Extract the full listing below without altering a single character.

Code that builds pages
----
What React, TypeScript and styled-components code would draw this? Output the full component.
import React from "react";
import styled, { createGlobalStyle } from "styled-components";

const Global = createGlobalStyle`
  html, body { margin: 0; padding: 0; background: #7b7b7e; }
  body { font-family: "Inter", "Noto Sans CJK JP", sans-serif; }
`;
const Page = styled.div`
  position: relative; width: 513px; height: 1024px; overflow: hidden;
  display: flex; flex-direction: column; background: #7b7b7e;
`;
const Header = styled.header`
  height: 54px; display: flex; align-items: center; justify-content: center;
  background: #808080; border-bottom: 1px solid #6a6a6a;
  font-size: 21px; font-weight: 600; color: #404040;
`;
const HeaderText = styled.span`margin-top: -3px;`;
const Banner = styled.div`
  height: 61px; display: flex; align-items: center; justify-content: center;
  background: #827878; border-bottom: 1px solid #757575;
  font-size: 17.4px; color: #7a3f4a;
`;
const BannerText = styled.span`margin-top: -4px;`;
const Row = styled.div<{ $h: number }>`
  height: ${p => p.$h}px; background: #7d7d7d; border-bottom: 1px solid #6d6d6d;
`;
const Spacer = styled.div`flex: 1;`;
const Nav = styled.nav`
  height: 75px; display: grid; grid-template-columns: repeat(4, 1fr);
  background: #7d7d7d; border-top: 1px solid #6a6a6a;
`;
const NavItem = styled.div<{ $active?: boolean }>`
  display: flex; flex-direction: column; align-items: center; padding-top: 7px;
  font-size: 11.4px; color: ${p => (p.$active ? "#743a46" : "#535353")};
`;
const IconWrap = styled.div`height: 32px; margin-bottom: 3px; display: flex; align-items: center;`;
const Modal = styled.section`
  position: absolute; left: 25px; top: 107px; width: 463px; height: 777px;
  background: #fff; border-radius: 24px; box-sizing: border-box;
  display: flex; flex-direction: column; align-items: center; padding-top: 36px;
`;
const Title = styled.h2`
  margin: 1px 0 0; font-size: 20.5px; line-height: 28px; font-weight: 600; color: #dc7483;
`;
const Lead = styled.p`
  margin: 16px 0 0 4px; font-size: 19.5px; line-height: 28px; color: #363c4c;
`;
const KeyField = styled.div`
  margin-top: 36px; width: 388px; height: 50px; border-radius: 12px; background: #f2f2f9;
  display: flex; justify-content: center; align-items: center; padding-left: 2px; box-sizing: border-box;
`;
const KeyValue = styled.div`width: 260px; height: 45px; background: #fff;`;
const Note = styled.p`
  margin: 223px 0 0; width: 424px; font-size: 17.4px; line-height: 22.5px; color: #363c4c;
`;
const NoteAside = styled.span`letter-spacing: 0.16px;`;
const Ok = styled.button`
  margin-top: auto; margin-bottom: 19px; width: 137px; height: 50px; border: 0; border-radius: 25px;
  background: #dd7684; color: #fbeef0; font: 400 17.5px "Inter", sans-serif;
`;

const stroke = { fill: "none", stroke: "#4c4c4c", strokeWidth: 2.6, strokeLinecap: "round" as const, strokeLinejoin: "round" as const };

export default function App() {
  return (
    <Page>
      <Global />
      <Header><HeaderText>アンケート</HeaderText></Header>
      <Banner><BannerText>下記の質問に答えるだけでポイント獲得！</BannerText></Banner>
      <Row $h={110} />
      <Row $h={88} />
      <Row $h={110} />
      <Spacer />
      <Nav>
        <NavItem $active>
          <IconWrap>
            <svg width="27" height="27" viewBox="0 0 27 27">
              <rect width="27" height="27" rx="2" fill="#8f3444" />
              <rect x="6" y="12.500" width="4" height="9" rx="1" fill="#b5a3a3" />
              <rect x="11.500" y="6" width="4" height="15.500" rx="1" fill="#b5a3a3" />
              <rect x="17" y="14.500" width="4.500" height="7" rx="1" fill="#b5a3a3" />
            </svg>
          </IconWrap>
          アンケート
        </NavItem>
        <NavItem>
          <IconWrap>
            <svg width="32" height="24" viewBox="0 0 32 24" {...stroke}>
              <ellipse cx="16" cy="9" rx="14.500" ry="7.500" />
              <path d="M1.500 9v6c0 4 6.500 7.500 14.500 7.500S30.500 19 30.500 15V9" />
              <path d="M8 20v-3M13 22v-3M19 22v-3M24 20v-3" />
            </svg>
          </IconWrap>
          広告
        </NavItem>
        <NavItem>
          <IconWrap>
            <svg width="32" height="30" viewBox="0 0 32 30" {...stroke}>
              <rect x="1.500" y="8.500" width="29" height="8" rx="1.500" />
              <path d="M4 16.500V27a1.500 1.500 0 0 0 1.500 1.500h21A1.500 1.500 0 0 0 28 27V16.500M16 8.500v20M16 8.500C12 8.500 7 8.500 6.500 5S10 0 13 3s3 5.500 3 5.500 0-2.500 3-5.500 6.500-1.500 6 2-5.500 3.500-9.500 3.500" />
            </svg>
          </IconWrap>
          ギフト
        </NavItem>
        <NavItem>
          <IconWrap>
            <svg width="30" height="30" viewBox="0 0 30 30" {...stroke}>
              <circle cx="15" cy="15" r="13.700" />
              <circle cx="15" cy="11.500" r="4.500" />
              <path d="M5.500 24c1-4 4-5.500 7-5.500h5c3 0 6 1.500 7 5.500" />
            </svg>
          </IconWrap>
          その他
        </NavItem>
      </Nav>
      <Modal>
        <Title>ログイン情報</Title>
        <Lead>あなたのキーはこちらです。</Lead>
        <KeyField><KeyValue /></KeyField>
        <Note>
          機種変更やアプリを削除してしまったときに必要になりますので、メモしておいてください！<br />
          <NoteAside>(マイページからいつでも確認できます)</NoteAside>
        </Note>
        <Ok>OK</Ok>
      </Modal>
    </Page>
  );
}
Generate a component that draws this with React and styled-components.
----
- [TASK RESULT]
What React, TypeScript and styled-components code would draw this? Output the full component.
import React from "react";
import styled, { createGlobalStyle } from "styled-components";

const Global = createGlobalStyle`
  html, body { margin: 0; padding: 0; background: #7b7b7e; }
  body { font-family: "Inter", "Noto Sans CJK JP", sans-serif; }
`;
const Page = styled.div`
  position: relative; width: 513px; height: 1024px; overflow: hidden;
  display: flex; flex-direction: column; background: #7b7b7e;
`;
const Header = styled.header`
  height: 54px; display: flex; align-items: center; justify-content: center;
  background: #808080; border-bottom: 1px solid #6a6a6a;
  font-size: 21px; font-weight: 600; color: #404040;
`;
const HeaderText = styled.span`margin-top: -3px;`;
const Banner = styled.div`
  height: 61px; display: flex; align-items: center; justify-content: center;
  background: #827878; border-bottom: 1px solid #757575;
  font-size: 17.4px; color: #7a3f4a;
`;
const BannerText = styled.span`margin-top: -4px;`;
const Row = styled.div<{ $h: number }>`
  height: ${p => p.$h}px; background: #7d7d7d; border-bottom: 1px solid #6d6d6d;
`;
const Spacer = styled.div`flex: 1;`;
const Nav = styled.nav`
  height: 75px; display: grid; grid-template-columns: repeat(4, 1fr);
  background: #7d7d7d; border-top: 1px solid #6a6a6a;
`;
const NavItem = styled.div<{ $active?: boolean }>`
  display: flex; flex-direction: column; align-items: center; padding-top: 7px;
  font-size: 11.4px; color: ${p => (p.$active ? "#743a46" : "#535353")};
`;
const IconWrap = styled.div`height: 32px; margin-bottom: 3px; display: flex; align-items: center;`;
const Modal = styled.section`
  position: absolute; left: 25px; top: 107px; width: 463px; height: 777px;
  background: #fff; border-radius: 24px; box-sizing: border-box;
  display: flex; flex-direction: column; align-items: center; padding-top: 36px;
`;
const Title = styled.h2`
  margin: 1px 0 0; font-size: 20.5px; line-height: 28px; font-weight: 600; color: #dc7483;
`;
const Lead = styled.p`
  margin: 16px 0 0 4px; font-size: 19.5px; line-height: 28px; color: #363c4c;
`;
const KeyField = styled.div`
  margin-top: 36px; width: 388px; height: 50px; border-radius: 12px; background: #f2f2f9;
  display: flex; justify-content: center; align-items: center; padding-left: 2px; box-sizing: border-box;
`;
const KeyValue = styled.div`width: 260px; height: 45px; background: #fff;`;
const Note = styled.p`
  margin: 223px 0 0; width: 424px; font-size: 17.4px; line-height: 22.5px; color: #363c4c;
`;
const NoteAside = styled.span`letter-spacing: 0.16px;`;
const Ok = styled.button`
  margin-top: auto; margin-bottom: 19px; width: 137px; height: 50px; border: 0; border-radius: 25px;
  background: #dd7684; color: #fbeef0; font: 400 17.5px "Inter", sans-serif;
`;

const stroke = { fill: "none", stroke: "#4c4c4c", strokeWidth: 2.6, strokeLinecap: "round" as const, strokeLinejoin: "round" as const };

export default function App() {
  return (
    <Page>
      <Global />
      <Header><HeaderText>アンケート</HeaderText></Header>
      <Banner><BannerText>下記の質問に答えるだけでポイント獲得！</BannerText></Banner>
      <Row $h={110} />
      <Row $h={88} />
      <Row $h={110} />
      <Spacer />
      <Nav>
        <NavItem $active>
          <IconWrap>
            <svg width="27" height="27" viewBox="0 0 27 27">
              <rect width="27" height="27" rx="2" fill="#8f3444" />
              <rect x="6" y="12.500" width="4" height="9" rx="1" fill="#b5a3a3" />
              <rect x="11.500" y="6" width="4" height="15.500" rx="1" fill="#b5a3a3" />
              <rect x="17" y="14.500" width="4.500" height="7" rx="1" fill="#b5a3a3" />
            </svg>
          </IconWrap>
          アンケート
        </NavItem>
        <NavItem>
          <IconWrap>
            <svg width="32" height="24" viewBox="0 0 32 24" {...stroke}>
              <ellipse cx="16" cy="9" rx="14.500" ry="7.500" />
              <path d="M1.500 9v6c0 4 6.500 7.500 14.500 7.500S30.500 19 30.500 15V9" />
              <path d="M8 20v-3M13 22v-3M19 22v-3M24 20v-3" />
            </svg>
          </IconWrap>
          広告
        </NavItem>
        <NavItem>
          <IconWrap>
            <svg width="32" height="30" viewBox="0 0 32 30" {...stroke}>
              <rect x="1.500" y="8.500" width="29" height="8" rx="1.500" />
              <path d="M4 16.500V27a1.500 1.500 0 0 0 1.500 1.500h21A1.500 1.500 0 0 0 28 27V16.500M16 8.500v20M16 8.500C12 8.500 7 8.500 6.500 5S10 0 13 3s3 5.500 3 5.500 0-2.500 3-5.500 6.500-1.500 6 2-5.500 3.500-9.500 3.500" />
            </svg>
          </IconWrap>
          ギフト
        </NavItem>
        <NavItem>
          <IconWrap>
            <svg width="30" height="30" viewBox="0 0 30 30" {...stroke}>
              <circle cx="15" cy="15" r="13.700" />
              <circle cx="15" cy="11.500" r="4.500" />
              <path d="M5.500 24c1-4 4-5.500 7-5.500h5c3 0 6 1.500 7 5.500" />
            </svg>
          </IconWrap>
          その他
        </NavItem>
      </Nav>
      <Modal>
        <Title>ログイン情報</Title>
        <Lead>あなたのキーはこちらです。</Lead>
        <KeyField><KeyValue /></KeyField>
        <Note>
          機種変更やアプリを削除してしまったときに必要になりますので、メモしておいてください！<br />
          <NoteAside>(マイページからいつでも確認できます)</NoteAside>
        </Note>
        <Ok>OK</Ok>
      </Modal>
    </Page>
  );
}
Generate a component that draws this with React and styled-components.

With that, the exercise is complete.